Polar coordinates are a way to locate a point in a plane using two values: the radius and the angle. Imagine a circle centered at the origin of a graph. The point you want to locate will be somewhere along the radius of this circle.
The distance from the origin to the point is called the radius, or \( r \).

• The angle formed with the positive \( x \)-axis, measured in radians (or sometimes degrees), is referred to as \( \theta \).
• The format for polar coordinates is \((r, \theta)\), where \( r \) is the length of the line from the origin to the point, and \( \theta \) is the angle.

These coordinates are particularly useful in scenarios where a circular motion or direction-related measurement is involved. They provide an alternative method to the traditional way of marking points purely using horizontal and vertical lines, which is known as rectangular coordinates.

Rectangular coordinates refer to the standard way of plotting points using two dimensions commonly known as \( x \) and \( y \). Think of them like street grids in a city, where each point can be reached using a straight horizontal and a vertical line.
The axes meet at the origin, \((0,0)\). The point is thus defined by how far along the \( x \)-axis and \( y \)-axis it is found.

• The \( x \)-coordinate tells us how far right or left to go from the origin, making use of positive or negative values respectively.
• Similarly, the \( y \)-coordinate describes how far up or down to go, also using positive for up and negative for down.

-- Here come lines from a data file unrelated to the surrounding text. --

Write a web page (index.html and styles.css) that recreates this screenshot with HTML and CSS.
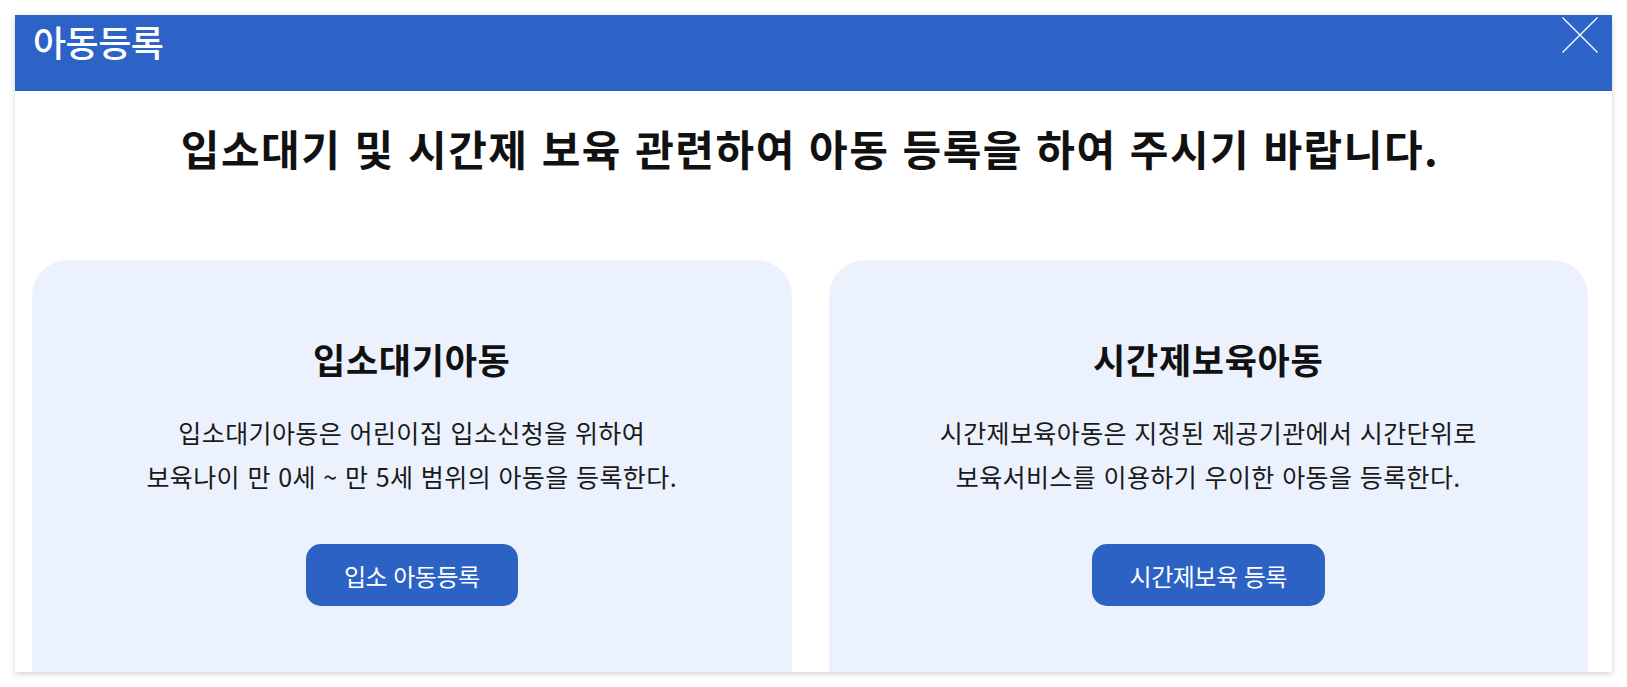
FILE: index.html
```html
<!DOCTYPE html>
<html lang="ko">
<head>
    <meta charset="UTF-8">
    <meta name="viewport" content="width=device-width, initial-scale=1.0">
    <title>아동등록</title>
    <link rel="stylesheet" href="styles.css">
</head>
<body>
    <div class="modal">
        <div class="modal-header">
            <h1>아동등록</h1>
            <button class="close-btn" aria-label="닫기">
                <svg width="36" height="36" viewBox="0 0 36 36">
                    <line x1="0.5" y1="0.5" x2="35.5" y2="35.5" stroke="#fff" stroke-width="1.3"/>
                    <line x1="35.5" y1="0.5" x2="0.5" y2="35.5" stroke="#fff" stroke-width="1.3"/>
                </svg>
            </button>
        </div>
        <div class="modal-body">
            <h2 class="notice">입소대기 및 시간제 보육 관련하여 아동 등록을 하여 주시기 바랍니다.</h2>
            <div class="cards">
                <div class="card">
                    <h3>입소대기아동</h3>
                    <p>입소대기아동은 어린이집 입소신청을 위하여<br>보육나이 만 0세 ~ 만 5세 범위의 아동을 등록한다.</p>
                    <button class="btn btn-wait">입소 아동등록</button>
                </div>
                <div class="card">
                    <h3>시간제보육아동</h3>
                    <p>시간제보육아동은 지정된 제공기관에서 시간단위로<br>보육서비스를 이용하기 우이한 아동을 등록한다.</p>
                    <button class="btn btn-time">시간제보육 등록</button>
                </div>
            </div>
        </div>
    </div>
</body>
</html>
```

FILE: styles.css
```css
body {
    margin: 0;
    padding: 15px;
    background-color: #fff;
    font-family: "Noto Sans CJK KR", "Noto Sans", sans-serif;
    color: #111;
}
.modal {
    position: relative;
    height: 657px;
    background-color: #fff;
    box-shadow: 0 2px 6px rgba(0,0,0,0.18);
    overflow: hidden;
}
.modal-header {
    height: 76px;
    background-color: #2d63c6;
    padding: 0 18px;
    box-sizing: border-box;
}
.modal-header h1 {
    margin: 0;
    color: #fff;
    font-size: 36px;
    font-weight: 500;
    line-height: 52px;
    letter-spacing: -0.5px;
}
.close-btn {
    position: absolute;
    top: 2px;
    right: 14px;
    width: 36px;
    height: 36px;
    padding: 0;
    border: none;
    background: none;
    cursor: pointer;
}
.close-btn svg {
    display: block;
}
.modal-body {
    padding: 0 24px 0 17px;
}
.notice {
    margin: 33px 0 88px;
    text-align: center;
    font-size: 42px;
    font-weight: 700;
    line-height: 48px;
    letter-spacing: 1.5px;
}
.cards {
    display: grid;
    grid-template-columns: 1fr 1fr;
    gap: 37px;
}
.card {
    height: 500px;
    background-color: #ecf2fd;
    border-radius: 36px;
    padding-top: 79px;
    box-sizing: border-box;
    text-align: center;
}
.card h3 {
    margin: 0;
    font-size: 35px;
    font-weight: 700;
    line-height: 40px;
    letter-spacing: 0.7px;
}
.card p {
    margin: 31px 0 46px;
    font-size: 25px;
    line-height: 44px;
    letter-spacing: 0.4px;
    color: #1a1a1a;
}
.btn {
    height: 62px;
    padding: 0;
    border: none;
    border-radius: 15px;
    background-color: #2d62c5;
    color: #fff;
    font-family: inherit;
    font-size: 24px;
    letter-spacing: -0.5px;
    cursor: pointer;
}
.btn:hover {
    background-color: #2555b0;
}
.btn-wait {
    width: 212px;
}
.btn-time {
    width: 233px;
}
```
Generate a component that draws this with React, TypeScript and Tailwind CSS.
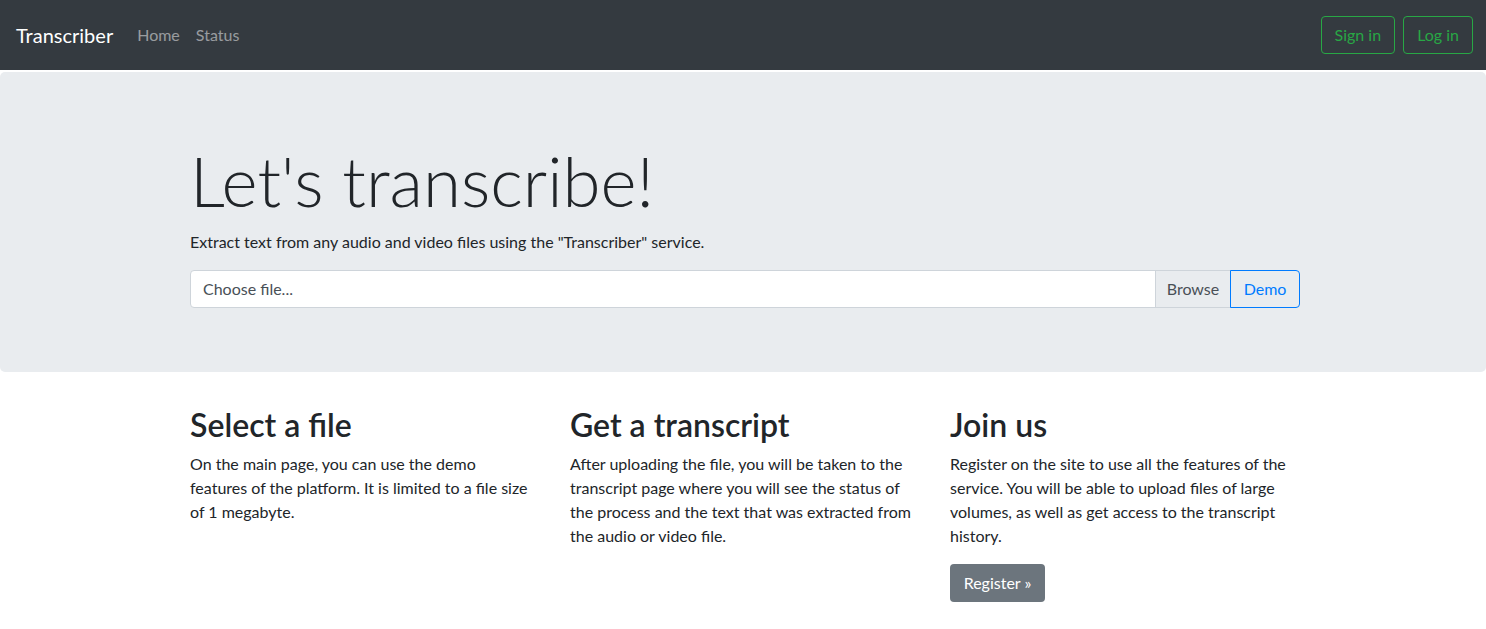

In many scenarios, especially those not involving circular paths, rectangular coordinates offer a straightforward and intuitive way to describe locations. They are the primary mode of description in Cartesian coordinate systems and form the foundation for much of geometry and algebra.

Trigonomic functions play a crucial role in converting between polar and rectangular coordinates. These functions, primarily sine and cosine, help relate angles in a circle to lengths.

• The cosine function, \( \cos(\theta) \), relates to the \( x \)-coordinate, projecting the length along the horizontal axis.
• The sine function, \( \sin(\theta) \), correlates to the \( y \)-coordinate, determining the length along the vertical axis.

In the context of our problem, these functions transform the circular measures of polar coordinates into the linear measure of rectangular coordinates. By knowing the angle and the radius, we can apply:

• \( x = r \cdot \cos(\theta) \) which computes how far the point stretches horizontally.
• \( y = r \cdot \sin(\theta) \) which calculates its vertical stretch.

The use of radians is standard in these calculations because they are a direct measure related to the length of arcs in the unit circle, making the math cleaner and reducing potential errors through conversions between radians and degrees.